展望: チャナ・ポーパオイン 対 新井田 豊

 WBA・世界ミニマム級タイトルマッチ12回戦:8月25日・パシフィコ横浜

チャナ・ポーパオイン

35歳

44勝16KO1敗2分

新井田 豊

22歳

13勝7KO3分

 

 日本国内における予想は、やや新井田に傾いているようだ。例によって軽薄なテレビなどは、「世界王座奪取が確実視される新井田選手」と「かまして」いた。つい3ヶ月前の日本タイトルマッチで、痛烈なダウンを食う大苦戦、ラッキーとも言える引き分けをもらったボクサーが、「世界奪取確実」? ふつうに考えたら、おかしな話だ。

 しかし、実は僕も、「新井田にチャンスあり」という気がしているのである。前哨戦で勝てなかったボクサーが、世界王座に対して有利の予想が立つという、きわめて異例の事態だ。

 これは、チャナ、新井田、双方に原因がある。まず、チャナが王座を奪取した星野敬太郎戦は、世界戦としてはかなり凡戦だった。星野も攻撃できず、チャナもなんだかロートル風の戦いだった。あの試合に、「世界」の名を冠するのはいささか淋しい。ベテランの名選手チャナではあるが、かなり衰えてきていることも事実で、星野が初防衛のプレッシャーに縛られて力を出せず自滅した印象だった。

 一方、5月に新井田を前回の試合で地獄の入り口まで連れていった飯田大介は、最高の試合をした。あの試合は、新井田が飯田をナメて失敗した試合ではなく、2人の強いボクサーが一進一退でせめぎあった好試合だったと思う。

 僕は、近い将来、飯田が世界戦のチャレンジャーとしてリングに上がることになっても、全然不思議だとは思わない。

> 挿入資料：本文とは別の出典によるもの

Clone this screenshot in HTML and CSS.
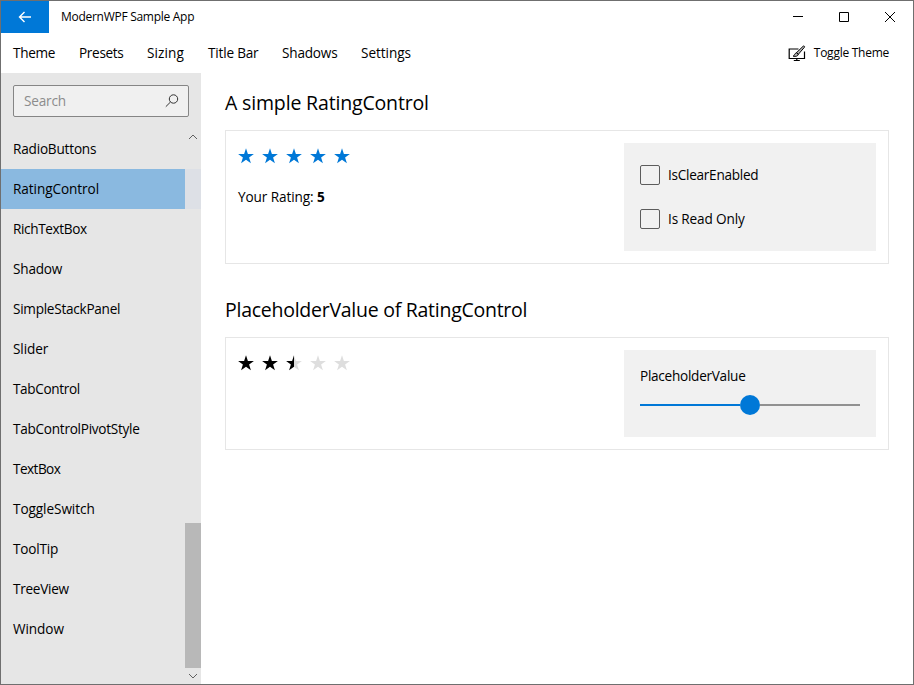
FILE: index.html
```html
<!DOCTYPE html>
<html lang="en">
<head>
<meta charset="utf-8">
<title>ModernWPF Sample App</title>
<link rel="stylesheet" href="styles.css">
</head>
<body>
<svg class="defs" width="0" height="0">
  <defs>
    <symbol id="star" viewBox="0 0 16 16"><path d="M8 .3 9.9 5.9H15.9L11.1 9.500 12.9 15.3 8 11.8 3.1 15.3 4.9 9.500.1 5.9H6.1Z"/></symbol>
    <linearGradient id="half"><stop offset=".5" stop-color="#000"/><stop offset=".5" stop-color="#dedede"/></linearGradient>
  </defs>
</svg>
<div class="window">
  <header class="titlebar">
    <button class="back" aria-label="Back"><svg width="14" height="12" viewBox="0 0 14 12"><path d="M13 6H1.500M6.500 1 1.500 6l5 5"/></svg></button>
    <span class="title">ModernWPF Sample App</span>
    <div class="caption">
      <svg width="46" height="32" viewBox="0 0 46 32"><path d="M18 15.500h10"/></svg>
      <svg width="46" height="32" viewBox="0 0 46 32"><path d="M18.500 11.500h9v9h-9z"/></svg>
      <svg width="46" height="32" viewBox="0 0 46 32"><path d="M18 11l10 10M28 11 18 21"/></svg>
    </div>
  </header>
  <nav class="menu">
    <span class="m1">Theme</span><span class="m2">Presets</span><span class="m3">Sizing</span><span class="m4">Title Bar</span><span class="m5">Shadows</span><span class="m6">Settings</span>
    <div class="toggle">
      <svg width="18" height="17" viewBox="0 0 18 17"><path d="M10.500 4H1.200v9.500h15.300V6.500M8.800 13.500v2M5.800 15.500h6" stroke-width="1.2"/><path d="M15.200 1.200c.8-.6 1.800.3 1.200 1.100L10.300 9.300 8.500 7.700ZM8.500 7.700l1.800 1.600c-.4 2-2.500 2.300-5.100 1.900 1.300-.5 1.300-2.800 3.300-3.500Z" fill="#bbb"/></svg>
      <span>Toggle Theme</span>
    </div>
  </nav>
  <div class="body">
    <aside class="sidebar">
      <div class="search"><span>Search</span><svg width="14" height="14" viewBox="0 0 14 14"><circle cx="8.500" cy="5" r="4.200"/><path d="M5.500 8 .8 12.700"/></svg></div>
      <div class="listwrap">
        <ul class="list">
          <li>RadioButtons</li>
          <li class="selected wide">RatingControl</li>
          <li class="tight">RichTextBox</li>
          <li>Shadow</li>
          <li class="snug">SimpleStackPanel</li>
          <li class="wide">Slider</li>
          <li class="tight">TabControl</li>
          <li class="snug">TabControlPivotStyle</li>
          <li class="tighter">TextBox</li>
          <li class="wide">ToggleSwitch</li>
          <li>ToolTip</li>
          <li class="snug">TreeView</li>
          <li class="wide">Window</li>
        </ul>
        <div class="scrollbar">
          <svg width="16" height="16" viewBox="0 0 16 16"><path d="M4 10l4-4 4 4"/></svg>
          <div class="marker"></div>
          <div class="thumb"></div>
          <svg width="16" height="16" viewBox="0 0 16 16"><path d="M4 6l4 4 4-4"/></svg>
        </div>
      </div>
    </aside>
    <main class="content">
      <h2>A simple RatingControl</h2>
      <section class="card first">
        <div class="demo">
          <div class="stars blue"><svg><use href="#star"/></svg><svg><use href="#star"/></svg><svg><use href="#star"/></svg><svg><use href="#star"/></svg><svg><use href="#star"/></svg></div>
          <p class="rating">Your Rating: <b>5</b></p>
        </div>
        <div class="options">
          <label><i class="box"></i><span class="snug">IsClearEnabled</span></label>
          <label><i class="box"></i><span class="read">Is Read Only</span></label>
        </div>
      </section>
      <h2 class="long">PlaceholderValue of RatingControl</h2>
      <section class="card second">
        <div class="demo">
          <div class="stars"><svg><use href="#star"/></svg><svg><use href="#star"/></svg><svg class="half"><use href="#star"/></svg><svg class="off"><use href="#star"/></svg><svg class="off"><use href="#star"/></svg></div>
        </div>
        <div class="options">
          <span class="snug">PlaceholderValue</span>
          <div class="slider"><div class="fill"></div><div class="knob"></div><div class="rest"></div></div>
        </div>
      </section>
    </main>
  </div>
</div>
</body>
</html>
```
FILE: styles.css
```css
* { box-sizing: border-box; }
body {
  margin: 0;
  font: 13.6px/20px "Open Sans", "Noto Sans", sans-serif;
  letter-spacing: -0.2px;
  color: #000;
}
.defs { position: absolute; }
.window {
  width: 914px;
  height: 685px;
  border: 1px solid #6f6f6f;
  background: #fff;
  display: flex;
  flex-direction: column;
  overflow: hidden;
  white-space: nowrap;
}
svg { fill: none; stroke: #000; display: block; flex: none; }
.wide { letter-spacing: -0.08px; }
.read { letter-spacing: -0.15px; }
.snug { letter-spacing: -0.27px; }
.tight { letter-spacing: -0.37px; }
.tighter { letter-spacing: -0.55px; }
.titlebar { height: 32px; display: flex; align-items: center; }
.back {
  width: 48px;
  height: 32px;
  border: 0;
  padding: 0;
  background: #0078d7;
  display: flex;
  align-items: center;
  justify-content: center;
}
.back svg { stroke: #fff; stroke-width: 1.4; }
.title { margin-left: 12px; font-size: 12px; letter-spacing: -0.28px; }
.caption { margin-left: auto; display: flex; }
.menu { height: 40px; display: flex; align-items: center; padding: 0 24px 0 12px; gap: 24px; }
.m1 { width: 42px; letter-spacing: -0.3px; }
.m2 { width: 44px; letter-spacing: -0.33px; }
.m3 { width: 37px; letter-spacing: 0.1px; }
.m4 { width: 50px; }
.m5 { width: 55px; }
.m6 { width: 50px; letter-spacing: -0.05px; }
.toggle { margin-left: auto; display: flex; align-items: center; gap: 8px; font-size: 12px; letter-spacing: -0.26px; }
.body { flex: 1; display: flex; min-height: 0; }
.sidebar { width: 200px; background: #e6e6e6; display: flex; flex-direction: column; }
.search {
  margin: 12px 12px 0;
  height: 32px;
  flex: none;
  border: 1px solid #858585;
  border-radius: 2px;
  background: #f0f0f0;
  color: #8c8c8c;
  display: flex;
  align-items: center;
  justify-content: space-between;
  padding: 0 9px 0 10px;
}
.search svg { stroke: #333; }
.listwrap { flex: 1; margin-top: 12px; display: flex; min-height: 0; }
.list { list-style: none; margin: 0; padding: 0; flex: 1; }
.list li { height: 40px; line-height: 40px; padding-left: 12px; }
.list .selected { background: #8ab9e0; }
.scrollbar { width: 16px; display: flex; flex-direction: column; }
.scrollbar svg { stroke: #606060; }
.marker { margin-top: 24px; height: 40px; background: #dde0e6; }
.thumb { margin-top: auto; height: 145px; background: #b8b8b8; }
.content { flex: 1; padding: 16px 24px; }
h2 { margin: 0; font-size: 19.5px; line-height: 28px; font-weight: 400; letter-spacing: -0.16px; }
.long { letter-spacing: -0.26px; }
.card { margin-top: 13px; border: 1px solid #e6e6e6; padding: 12px; display: flex; justify-content: space-between; }
.first { height: 134px; margin-bottom: 32px; }
.second { height: 113px; }
.stars { display: flex; gap: 8px; margin-top: 5px; }
.stars svg { width: 16px; height: 16px; fill: #000; stroke: none; }
.stars.blue svg { fill: #0078d7; }
.stars .half { fill: url(#half); }
.stars .off { fill: #dedede; }
.rating { margin: 23px 0 0; letter-spacing: -0.1px; }
.options { width: 252px; background: #f1f1f1; padding: 16px; }
.options label { display: flex; align-items: center; height: 32px; gap: 8px; margin-bottom: 12px; }
.box { width: 20px; height: 20px; border: 1px solid #5c5c5c; border-radius: 2px; }
.slider { display: flex; align-items: center; height: 20px; margin-top: 9px; }
.fill { height: 2px; flex: 1; background: #0078d7; }
.knob { width: 20px; height: 20px; border-radius: 50%; background: #0078d7; }
.rest { height: 2px; flex: 1; background: #919191; }
```
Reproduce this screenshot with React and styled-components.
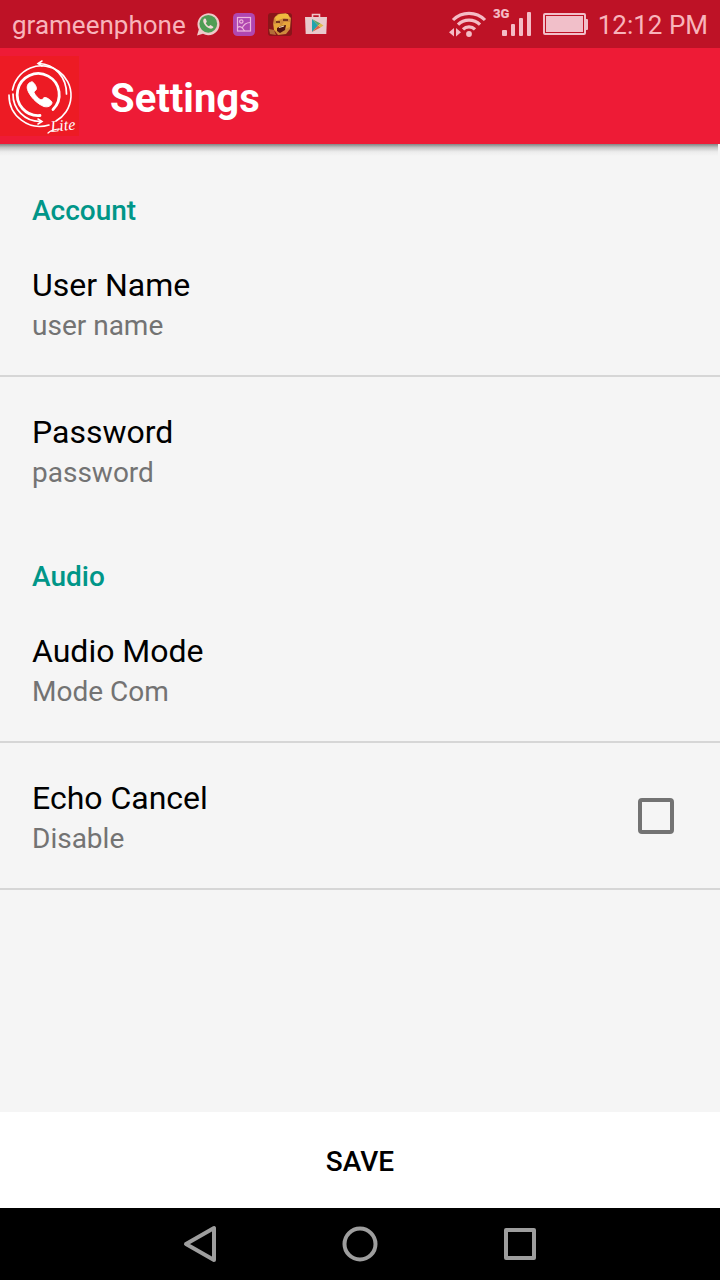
import React, { useState } from 'react';
import styled, { createGlobalStyle } from 'styled-components';

const GlobalStyle = createGlobalStyle`
  * {
    box-sizing: border-box;
  }

  body {
    margin: 0;
    background: #f5f5f5;
    font-family: Roboto, sans-serif;
  }

  button {
    border: none;
    margin: 0;
    font-family: inherit;
    cursor: pointer;
  }
`;

// Whole screen, bars at the ends and the list between them
const Screen = styled.div`
  display: flex;
  flex-direction: column;
  min-height: 100vh;
`;

// Android status bar
const StatusBar = styled.div`
  display: flex;
  justify-content: space-between;
  align-items: center;
  height: 48px;
  padding: 0 12px;
  background: #be1226;
  color: #f8b4bb;
`;

const StatusGroup = styled.div`
  display: flex;
  align-items: center;
  gap: ${(props) => props.$gap}px;
`;

const StatusText = styled.span`
  font-size: 26px;
  line-height: 48px;
  padding-top: 2px;
  white-space: nowrap;
`;

// Red app bar with the logo and the page title
const AppBar = styled.header`
  display: flex;
  align-items: center;
  gap: 30px;
  height: 96px;
  background: #ee1b36;
`;

const Title = styled.h1`
  margin: 0;
  padding-top: 6px;
  color: #fff;
  font-size: 40px;
  line-height: 48px;
  font-weight: 700;
`;

// Shadow that the app bar drops on the list
const BarShadow = styled.div`
  height: 12px;
  margin-right: 2px;
  background: linear-gradient(#848484, #c4c4c4 30%, #ececec 65%, #f5f5f5);
`;

const List = styled.main`
  flex: 1;
`;

const SectionTitle = styled.h2`
  margin: 0;
  padding: 35px 32px 0;
  height: 74px;
  color: #009688;
  font-size: 28px;
  line-height: 40px;
  font-weight: 500;
`;

const Row = styled.div`
  display: flex;
  align-items: center;
  justify-content: space-between;
  width: 100%;
  padding: 0 46px 0 32px;
  background: none;
  text-align: left;
`;

const Divider = styled.hr`
  height: 2px;
  margin: 0;
  border: none;
  background: #d6d6d6;
`;

const RowText = styled.span`
  display: flex;
  flex-direction: column;
  padding: 35px 0 28px;
`;

const RowTitle = styled.span`
  color: #000;
  font-size: 32px;
  line-height: 40px;
`;

const RowValue = styled.span`
  color: #737373;
  font-size: 28px;
  line-height: 42px;
`;

const Checkbox = styled.input`
  appearance: none;
  width: 36px;
  height: 36px;
  margin: 0;
  border: 4px solid #737373;
  border-radius: 4px;
  cursor: pointer;

  &:checked {
    border-color: #009688;
    background: #009688;
  }
`;

const SaveButton = styled.button`
  height: 96px;
  padding-top: 4px;
  background: #fff;
  color: #000;
  font-size: 28px;
  font-weight: 500;
`;

// Android navigation bar
const NavBar = styled.nav`
  display: flex;
  justify-content: center;
  gap: 88px;
  height: 72px;
  background: #000;
`;

const NavButton = styled.button`
  display: flex;
  align-items: center;
  justify-content: center;
  width: 72px;
  padding: 0;
  background: none;
`;

const Logo = () => (
  <svg width="80" height="80" viewBox="0 0 80 80" fill="none" stroke="#fff" strokeLinecap="round">
    <rect width="79" height="80" fill="#ed1b24" stroke="none" />
    <path d="M39 7.500A28 30 0 0 1 66.500 38" strokeWidth="1.700" />
    <path d="M42 5l-4 2.500 4 2.500" strokeWidth="1.500" />
    <path d="M12.500 34A29.500 29.500 0 1 1 56 65" strokeWidth="1.600" />
    <path d="M9 39A31 31 0 0 0 49 69" strokeWidth="1.600" />
    <path d="M13 38A27 27 0 0 0 40 65.500" strokeWidth="1.700" />
    <path d="M38 63l4 2.500-4 2.500" strokeWidth="1.500" />
    <path d="M40 59.500A21 21 0 1 1 53 53.500" strokeWidth="2.800" />
    <path d="M32 26c-4 0-5.500 4-4.500 7.500C29.500 40 37 48 44 50.500c4 1 7-.5 8-3.500.5-2-5-5.500-7-5.500s-2.500 2.500-4 2.500c-2.500-1-6-5-7-7.500 0-1.500 2.500-2 2.500-4S34 26 32 26z" fill="#fff" strokeWidth="1" />
    <path d="M48 77c3-3 8-4 13-4" strokeWidth="1.200" />
    <text
      x="51"
      y="76"
      fill="#fff"
      stroke="none"
      fontFamily="'Liberation Serif', serif"
      fontSize="16"
      fontStyle="italic"
      transform="rotate(-6 51 76)"
    >
      Lite
    </text>
  </svg>
);

const ChatIcon = () => (
  <svg width="24" height="24" viewBox="0 0 24 24">
    <path d="M1 23.500l1.800-6A11 11 0 1 1 7 21.800z" fill="#efc9c9" />
    <circle cx="12.300" cy="11.800" r="8.900" fill="#4f9d55" />
    <path d="M8.500 6.500c-3 2 0 6.500 2.500 8.500s5.500 2.500 6.500 0l-3-2-1.700 1.200c-1.500-.7-2.500-2-3-3l1-1.500-1-3z" fill="#f4dada" />
  </svg>
);

const GalleryIcon = () => (
  <svg width="24" height="24" viewBox="0 0 24 24" fill="none" stroke="#eeb6dc" strokeWidth="1.200">
    <rect x="1" y="1" width="22" height="23" rx="4.500" fill="#b047b0" stroke="none" />
    <rect x="5.500" y="5.500" width="13" height="13.500" />
    <circle cx="9.300" cy="9.500" r="1.700" />
    <path d="M5.500 15.500c3-2 5 0 7 3.500M10 16.500c1.500-4 4-6 8.500-6" />
  </svg>
);

const GameIcon = () => (
  <svg width="24" height="24" viewBox="0 0 24 24">
    <rect y="1" width="24" height="23" rx="3" fill="#8a1519" />
    <path d="M6 6l4-4 8-1 5 5-1 11-4 5-8 1-4-5-1-6z" fill="#cf8a3c" />
    <path d="M7 5l5-3 8 0 2 5-6-1-8 3z" fill="#f0b93f" />
    <path d="M6 12l5-1 2 3 3-4 6 0 0 5-5 2-7 3-4-2z" fill="#e6a53a" />
    <path d="M8 10l4 0M15 8l5 0" stroke="#5b1714" strokeWidth="1.500" />
    <path d="M9 16l4-2 5-1-1 5-5 3-3-2z" fill="#501011" />
    <path d="M11 15.500l5-1.500" stroke="#f2d9b0" strokeWidth="1.200" />
    <path d="M1 17l5 1 2 5-6-1z" fill="#b36c38" />
  </svg>
);

const StoreIcon = () => (
  <svg width="24" height="24" viewBox="0 0 24 24">
    <path d="M8.500 5V2.500h7V5" fill="none" stroke="#eec4c8" strokeWidth="1.600" />
    <path d="M1 5h22l-.7 17H1.700z" fill="#e9c9cc" />
    <path d="M8 7v13l6-6.500z" fill="#21a3ad" />
    <path d="M8 7l6 6.500 2.500-2z" fill="#59a86b" />
    <path d="M14 13.500L8 20l8.500-4.500z" fill="#d96345" />
    <path d="M14 13.500l2.500-2 3 2-3 2z" fill="#dfb94b" />
  </svg>
);

const WifiIcon = () => (
  <svg width="40" height="28" viewBox="0 0 40 28" fill="none" stroke="#f4bcc5" strokeWidth="3.200">
    <path d="M4 10a22.500 22.500 0 0 1 32 0M9 14.700a15.500 15.500 0 0 1 22 0M14 19.400a8.500 8.500 0 0 1 12 0" />
    <circle cx="20" cy="24" r="2.900" fill="#f4bcc5" stroke="none" />
    <path d="M5 18v8.500L0 22.200zM7 18v8.500l5-4.300z" fill="#f4bcc5" stroke="none" />
  </svg>
);

const SignalIcon = () => (
  <svg width="46" height="40" viewBox="0 0 46 40" fill="#f4bcc5">
    <text x="0" y="14" fontFamily="Roboto, sans-serif" fontSize="13" fontWeight="900">3G</text>
    <rect x="9" y="26" width="5" height="6" rx="1" />
    <rect x="18" y="20" width="4" height="12" rx="1" />
    <rect x="26" y="14" width="4" height="18" rx="1" />
    <rect x="34" y="8" width="4" height="24" rx="1" />
  </svg>
);

const BatteryIcon = () => (
  <svg width="51" height="24" viewBox="0 0 51 24" fill="#f1bfc9">
    <rect x="1" y="2" width="41" height="20" rx="1" fill="none" stroke="#f1bfc9" strokeWidth="2" />
    <rect x="3" y="4" width="37" height="16" />
    <rect x="42" y="7" width="3" height="11" rx="1" />
  </svg>
);

const App = () => {
  // State of the echo cancel box
  const [echo, setEcho] = useState(false);

  return (
    <Screen>
      <GlobalStyle />
      <StatusBar>
        <StatusGroup $gap={10}>
          <StatusText>grameenphone</StatusText>
          <StatusGroup $gap={12}>
            <ChatIcon />
            <GalleryIcon />
            <GameIcon />
            <StoreIcon />
          </StatusGroup>
        </StatusGroup>
        <StatusGroup $gap={4}>
          <WifiIcon />
          <SignalIcon />
          <BatteryIcon />
          <StatusText>12:12 PM</StatusText>
        </StatusGroup>
      </StatusBar>

      <AppBar>
        <Logo />
        <Title>Settings</Title>
      </AppBar>
      <BarShadow />

      <List>
        {/* Account settings */}
        <SectionTitle>Account</SectionTitle>
        <Row as="button">
          <RowText>
            <RowTitle>User Name</RowTitle>
            <RowValue>user name</RowValue>
          </RowText>
        </Row>
        <Divider />
        <Row as="button">
          <RowText>
            <RowTitle>Password</RowTitle>
            <RowValue>password</RowValue>
          </RowText>
        </Row>

        {/* Audio settings */}
        <SectionTitle>Audio</SectionTitle>
        <Row as="button">
          <RowText>
            <RowTitle>Audio Mode</RowTitle>
            <RowValue>Mode Com</RowValue>
          </RowText>
        </Row>
        <Divider />
        <Row as="label" htmlFor="echo">
          <RowText>
            <RowTitle>Echo Cancel</RowTitle>
            <RowValue>{echo ? 'Enable' : 'Disable'}</RowValue>
          </RowText>
          <Checkbox id="echo" type="checkbox" checked={echo} onChange={(e) => setEcho(e.target.checked)} />
        </Row>
        <Divider />
      </List>

      <SaveButton>SAVE</SaveButton>

      <NavBar>
        <NavButton aria-label="Back">
          <svg width="36" height="40" viewBox="0 0 36 40" fill="none" stroke="#9e9e9e" strokeWidth="4" strokeLinejoin="round">
            <path d="M32 4v32L4 20z" />
          </svg>
        </NavButton>
        <NavButton aria-label="Home">
          <svg width="36" height="36" viewBox="0 0 36 36" fill="none" stroke="#9e9e9e" strokeWidth="4">
            <circle cx="18" cy="18" r="15.500" />
          </svg>
        </NavButton>
        <NavButton aria-label="Recent apps">
          <svg width="36" height="36" viewBox="0 0 36 36" fill="none" stroke="#9e9e9e" strokeWidth="4" strokeLinejoin="round">
            <rect x="4" y="4" width="28" height="28" />
          </svg>
        </NavButton>
      </NavBar>
    </Screen>
  );
};

export default App;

むしろ、飯田にあれほど痛烈な先制攻撃を受け、足をがくがくさせながらも、じわじわと挽回していった新井田の底力と精神力には瞠目すべきものがあったと考える。

 しかも、新井田はまだまだ伸びている印象を与える。飯田戦の苦戦が、むしろ新井田にさまざまな教訓を与えるなら、ますます「世界」は近づく、と考えても、あながち都合のいいだけの考えとは言えないのではないか。新井田が飯田戦の大苦戦で心理的なダメージ(自信を極端に失うなどの)を負っていなければ、十分期待できる。

 畑山隆則がTVで「僕が天才なら、新井田は神様」と言って盛り上げようとしているが、たしかに新井田の素質は現在の日本ボクシング界において傑出したものがある。スピード、タイミング、距離感、パンチの切れといった、練習してもなかなか身につかない能力が、新人の頃から十分に備わっていた。充実著しかった日本王者鈴木誠をほとんどなぶりものにした王座奪取試合では、誰もが「ポスト星野は新井田」と認識したはずだ。

 世界戦でも新井田がその恵まれた能力をプレッシャーに負けずに発揮することができれば、星野戦のチャナなら十分に攻略可能であるように思える。

 とはいえ、先出の「世界奪取確実」はいくらなんでも言い過ぎである。チャナは、一見強そうには見えないが、レコードは圧倒的だ。47戦していまだわずかに1敗、それもロセンド・アルバレスに判定負けした試合しか黒星が無いのだ。

 そんなチャナの強さは、とにかく手が出続けるということに尽きる。けっして凄いコンビネーションを打つとか、ファイティング・マシーンだというわけではないのだが、とにかく、どんなタイミング、体勢からでもパンチを出すことができる。当然、強いパンチを打つことは少ない。しかし、ポイントはもっていく。必死で反撃しない限り、ラウンドを立て続けに取られてしまう。星野も、かつての大橋秀行も、別にチャナに打ち据えられたわけではないが、僅差のラウンズをごっそり奪われて、判定負けした。

 勘の良い新井田が自分の距離をとって戦えば、スピードの落ちた現在のチャナのパンチを立つ続けに痛打されることはないだろう。ただ、そこで「良いパンチ」を狙ってしまったら、落とし穴にはまる。ヒット数とは関係無く、チャナと同じだけのパンチ数を出すこと。これが絶対に必要だ。天才型の新井田だけに、捨てパンチを打たない傾向があるが、チャナ相手には「たぶん当たらない」ようなパンチでも出しておかねばならない。

 チャナの攻撃に迫力がないだけに、対戦相手は「やられている」感じはしないだろうが、ジャッジはチャナにポイントをつけている……、それがチャナの勝ち方だ。小差のラウンドは「取られた」と仮定して、明白に取ったラウンドだけで6つ以上あるようにしなければ、チャナの術中にはまる危険がある。